Biblical modesty is the discipline of measure in apparel, speech, and self-presentation — the refusal to display what is properly hidden or to seek attention by display. Paul commands it of women: "In like manner also, that women adorn themselves in modest apparel, with shamefacedness and sobriety; not with broided hair, or gold, or pearls, or costly array; but (which becometh women professing godliness) with good works" (1 Timothy 2:9-10). Peter reaches the same point: "Whose adorning let it not be that outward adorning... but let it be the hidden man of the heart" (1 Peter 3:3-4). Modesty is broader than dress — it includes speech, social-media curation, and self-promotion — but it is not less. Christian men should expect it of their wives and daughters, and model it themselves.
Restraint of the senses, of the appetites, of the passions, especially in dress and bearing; chastity; a becoming reserve.
MODESTY, n. Restraint of the senses, of the appetites, of the passions; chastity; a becoming reserve in carriage, conversation, and dress.
Webster captures the breadth: modesty is not a dress code only; it is a disposition that governs how one carries oneself in public, how one speaks, what one wears, and what one calls attention to.
1 Timothy 2:9 — "In like manner also, that women adorn themselves in modest apparel, with shamefacedness and sobriety; not with broided hair, or gold, or pearls, or costly array."
1 Peter 3:3 — "Whose adorning let it not be that outward adorning of plaiting the hair, and of wearing of gold, or of putting on of apparel."
1 Peter 3:4 — "But let it be the hidden man of the heart, in that which is not corruptible, even the ornament of a meek and quiet spirit."
Proverbs 11:22 — "As a jewel of gold in a swine's snout, so is a fair woman which is without discretion."
Modern Christianity reduces modesty to a checklist of garment lengths; Scripture treats it as a measured way of being in the world.

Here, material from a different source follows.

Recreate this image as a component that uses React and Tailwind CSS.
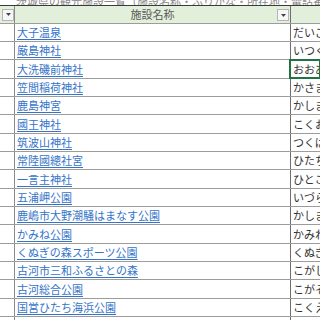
const facilities = [
  { name: '大子温泉', kana: 'だいごおんせん' },
  { name: '厳島神社', kana: 'いつくしまじんじゃ' },
  { name: '大洗磯前神社', kana: 'おおあらいいそさきじんじゃ', selected: true },
  { name: '笠間稲荷神社', kana: 'かさまいなりじんじゃ' },
  { name: '鹿島神宮', kana: 'かしまじんぐう' },
  { name: '國王神社', kana: 'こくおうじんじゃ' },
  { name: '筑波山神社', kana: 'つくばさんじんじゃ' },
  { name: '常陸國總社宮', kana: 'ひたちこくそうしゃぐう' },
  { name: '一言主神社', kana: 'ひとことぬしじんじゃ' },
  { name: '五浦岬公園', kana: 'いづらみさきこうえん' },
  { name: '鹿嶋市大野潮騒はまなす公園', kana: 'かしましおおのしおさいはまなすこうえん' },
  { name: 'かみね公園', kana: 'かみねこうえん' },
  { name: 'くぬぎの森スポーツ公園', kana: 'くぬぎのもりすぽーつこうえん' },
  { name: '古河市三和ふるさとの森', kana: 'こがしさんわふるさとのもり' },
  { name: '古河総合公園', kana: 'こがそうごうこうえん' },
  { name: '国営ひたち海浜公園', kana: 'こくえいひたちかいひんこうえん' },
  { name: '土浦市霞ケ浦総合公園', kana: 'つちうらしかすみがうらそうごうこうえん' },
];

const font = { fontFamily: '"Noto Sans CJK JP", "Noto Sans", sans-serif' };

function FilterButton() {
  return (
    <div className="flex h-[12px] w-[12px] items-center justify-center border border-[#b5b5b5] bg-[#f7f7f7]">
      <svg width="5" height="3" viewBox="0 0 5 3">
        <path d="M0 0h5L2.5 3z" fill="#444" />
      </svg>
    </div>
  );
}

function Row({ item, index }) {
  const tall = index % 3 === 2;
  return (
    <div className={`flex border-b border-[#9c9c9c] ${tall ? 'h-[19px]' : 'h-[18px]'}`}>
      <div className="w-[15px] shrink-0 border-r border-[#8a8a8a]" />
      <div className="flex w-[275px] shrink-0 items-center overflow-hidden whitespace-nowrap pl-[2px] text-[11px] text-[#3574c8] underline decoration-[#3574c8] underline-offset-2">
        {item.name}
      </div>
      <div
        className={`flex min-w-0 flex-1 items-center overflow-hidden whitespace-nowrap border-l border-[#6e6e6e] pl-[2px] text-[11px] text-[#333] ${
          item.selected ? 'outline outline-2 -outline-offset-1 outline-[#217346]' : ''
        }`}
      >
        {item.kana}
      </div>
    </div>
  );
}

export default function App() {
  return (
    <div className="h-[320px] w-[320px] overflow-hidden bg-white" style={font}>
      {/* title line, scrolled mostly out of view */}
      <div className="flex h-[5px] items-end overflow-hidden">
        <div className="-mb-[3px] whitespace-nowrap pl-[16px] text-[11px] leading-[13px] text-[#8a8a8a]">
          茨城県の観光施設一覧（施設名称・ふりがな・所在地・電話番号・ホームページ）
        </div>
      </div>
      <div className="h-px bg-[#3a3a3a]" />

      {/* header */}
      <div className="flex h-[18px] border-b border-[#9c9c9c] bg-[#e2efda]">
        <div className="flex w-[15px] shrink-0 items-center border-r border-[#8a8a8a] pl-[2px]">
          <FilterButton />
        </div>
        <div className="relative flex w-[275px] shrink-0 items-center justify-center text-[11px] text-[#5a5a5a]">
          施設名称
          <div className="absolute right-[1px] top-[3px]">
            <FilterButton />
          </div>
        </div>
        <div className="flex-1 border-l border-[#6e6e6e]" />
      </div>

      {facilities.map((item, i) => (
        <Row key={item.name} item={item} index={i} />
      ))}
    </div>
  );
}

1 Timothy 2:9-10 connects modest apparel to good works — the woman's adornment is finally ethical, not sartorial. 1 Peter 3:3-4 connects it to the heart — the hidden person, the meek and quiet spirit.
Recovering modesty as measure rather than checklist changes the conversation. The question is not how short or how high; it is whether the person's presentation calls measured attention or excessive attention. The answer governs men and women alike.
Greek has a specific word for the becoming reserve in apparel and bearing.
Greek kosmios (1 Tim 2:9) — orderly, well-arranged; modest in the broader sense.
Greek aidos — reverence, modesty, the ‘shamefacedness’ of 1 Tim 2:9; the disposition that recoils from impropriety.
"Modesty is measure, not list."
"The hidden man of the heart is the deepest adorning."
"A jewel of gold in a swine's snout — Solomon's warning still stands."